Last Friday, just as you were settling in to watch Gogglebox, no doubt eager to hear yet another hot take on the Will Smith slap, the UK government was landing a sucker punch of its own. As it sometimes does when we’re distracted by the arrival of the weekend, it snuck out the news that its long-awaited Employment Bill would once again be postponed.

 

For those of us that follow the really boring daily stuff that happens in parliament, this was somewhat expected. Back in December, business minister Paul Scully had said ministers would bring the bill forward ‘when Parliamentary time allows it’. That’s kind of like telling your kids ‘we’ll see’.

 

Image: Tommao Wang/Unsplash

 

This isn’t the only time the bill has been delayed. It first appeared in the 2019 Queen’s Speech, which is basically a very fancy to-do list setting out what laws the government intends to pass. Hopes were raised, only to be repeatedly dashed as the legislation was kicked further into the long grass, partly due to Covid.

 

This time, the news broke in the Financial Times beneath a headline that read ‘UK postponing plans to give workers the right to flexible employment’. For campaigners and trade unions, the news was a huge blow. The formidable Mother Pukka has been relentless with her Flex Appeal campaign for years. When I worked at Pregnant Then Screwed, we’d also launched the #FlexForAll campaign and had supported two previous bills that attempted to make flexible working the default. Collectively, we had all hoped that the shift in work practices during the pandemic had done enough to solidify the case for reform. Clearly not.

 

More bad news

 

The disappointment is understandable. I feel it too. However, with all the headlines focusing on flexible working, it’s easy to ignore that this bill meant so much more for women than just that one measure. Aside from flexible working, the bill promised to create a new enforcement body to give workers greater protection. It also contained several other measures that would have made workplaces fairer for women. It would have ensured that tips left for workers go to them in full and it would have created a new right to request a more predictable contract after a specific period of time. It’s often the case that the ‘right to request’ anything at work is the lowest common denominator in employment law – it translates as ‘you can ask but it doesn’t mean you’ll get’. However, both of these measures would have been important for women. Why? Because evidence shows that we earn less and we’re more likely to work in insecure jobs because they offer the flexibility we need to manage all the unpaid care we do.

 

The Bill was also due to extend redundancy protections to prevent pregnancy and maternity discrimination, allow parents to take extended leave for neonatal care and introduce an entitlement to one week of leave for unpaid carers – again, a group predominantly made up of women.
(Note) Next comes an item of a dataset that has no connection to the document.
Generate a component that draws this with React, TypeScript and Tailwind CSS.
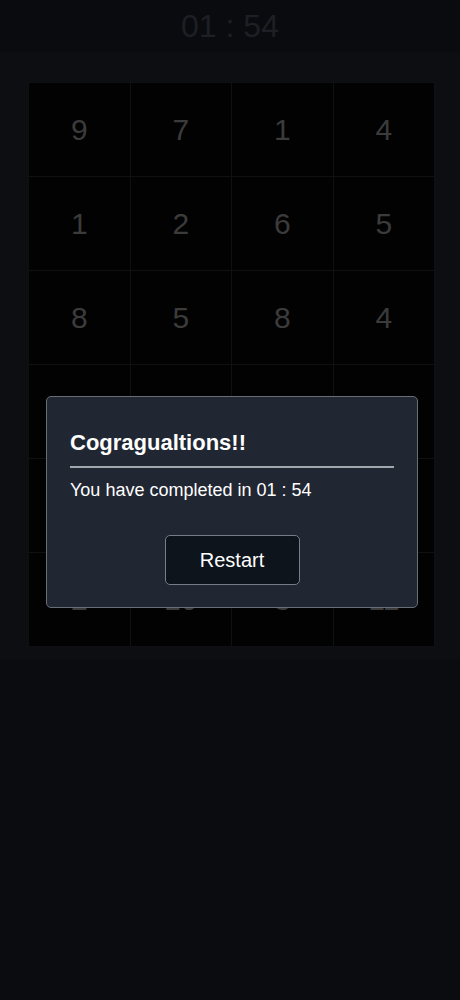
import React from 'react'

const cells = [9, 7, 1, 4, 1, 2, 6, 5, 8, 5, 8, 4, 12, 9, 7, 6, 10, 12, 11, 3, 2, 10, 3, 11]

function Cell({ value }: { value: number }) {
    return (
        <div className="flex items-center justify-center h-[94px] bg-[#020202] border-r border-b border-[#0f1011] text-[30px] text-[#3b3b3c]">
            {value}
        </div>
    )
}

export default function App() {
    return (
        <div
            className="relative min-h-[1000px] bg-[#0b0c0f] antialiased"
            style={{ fontFamily: '"Liberation Sans", Arial, sans-serif' }}
        >
            {/* header with timer */}
            <header className="flex items-center justify-center h-[53px] bg-[#0a0b0e] border-b border-[#0d0e11]">
                <span className="text-[32px] text-[#1c1f23]">01 : 54</span>
            </header>

            <main className="bg-[#0c0e11] pl-[28px] pt-[29px] pb-[12px]">
                <div className="grid grid-cols-4 w-[407px] border-l border-t border-[#0f1011]">
                    {cells.map((n, i) => (
                        <Cell key={i} value={n} />
                    ))}
                </div>
            </main>

            {/* completion dialog */}
            <div className="absolute left-[46px] top-[396px] w-[372px] h-[212px] rounded-[5px] border border-[#696d75] bg-[#212633] px-[23px] pt-[33px] text-white">
                <h2 className="text-[22px] font-bold leading-[26px]">Cogragualtions!!</h2>
                <div className="mt-[10px] h-[2px] bg-[#a3a6ad]" />
                <p className="mt-[11px] text-[18px] leading-[22px]">You have completed in 01 : 54</p>
                <div className="flex justify-center mt-[34px]">
                    <button
                        type="button"
                        className="w-[135px] h-[50px] rounded-[5px] border border-[#777c85] bg-[#0d141c] text-[20px] text-white"
                    >
                        Restart
                    </button>
                </div>
            </div>
        </div>
    )
}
None of these measures have made it into law and that is as much an outrage as the delay to flexible working.

 

Mother,With,Baby,Working,In,Office,At,Home
Image: Shutterstock

 

The issues of flexibility and insecure work are interwoven, and this bill, though imperfect, would have gone some way to addressing both. But in reducing the bill down to the single issue of flexible working we’re failing to recognise the reality of so many women’s lives, the precarity of their work and income, and the choices made for them by a Government that repeatedly says “we’ll see”.

 

Zero-hour heroes

 

The last in-person event I attended before the pandemic was the TUC Women’s Conference, where I spoke on a panel about the campaign to make all jobs flexible. A woman in the back of the room stood up and challenged me. She said that as a retail worker the onus was on her to be flexible for her employer, but that it was rarely reciprocated. In her sector, zero-hour contracts trumped flexibility. She made clear that the discourse on flexible working often excluded women like her because it was too heavily focused on office workers in permanent employment. She was angry – and she was right.

 

Through the peak of the pandemic, and when queuing behind a perspex screen in Asda, I often thought about that woman. That sounds very earnest – like the saccharine solidarity that is best suited to Twitter – but it’s true. While I sat safely at home behind my laptop for two years, women like her kept the economy turning and ensured we could still buy the food we needed, only to be rewarded by having their shifts cancelled at a moment’s notice.

 

Image: Unsplash

 

Now, women like her are at the sharp end of a different crisis – the cost of living. Low-pay, insecure contracts and a lack of compensation when shifts are cancelled remain the norm at a time when every penny counts. The Living Wage Foundation recently reported that 17% of workers that had their shifts cancelled at short notice ended up paying higher childcare fees as a result. In a world where 800 P&O workers can be sacked in a 30-minute Zoom call, we needed more than faux-outrage by ministers. We needed this Employment Bill.

 

Yes, flexible working needs reform. Yes, it is vital if we’re going to create better access to work for everyone. But we don’t just need to flex our working patterns – we need to flex our thinking too. We need to remember that the needs of women at work go beyond a single silver bullet solution and are built on something more basic – the right to a decent, secure living. That’s why this Employment Bill mattered. Because it addressed some (not all) of the ways that women’s livelihoods hang in the balance.

 

If there is anything good to come from Friday’s news it is the renewed determination to get a stronger, better Employment Bill back on the agenda. But in doing so we need to take the fight beyond flexible working and towards something more fundamental – fairer working for all.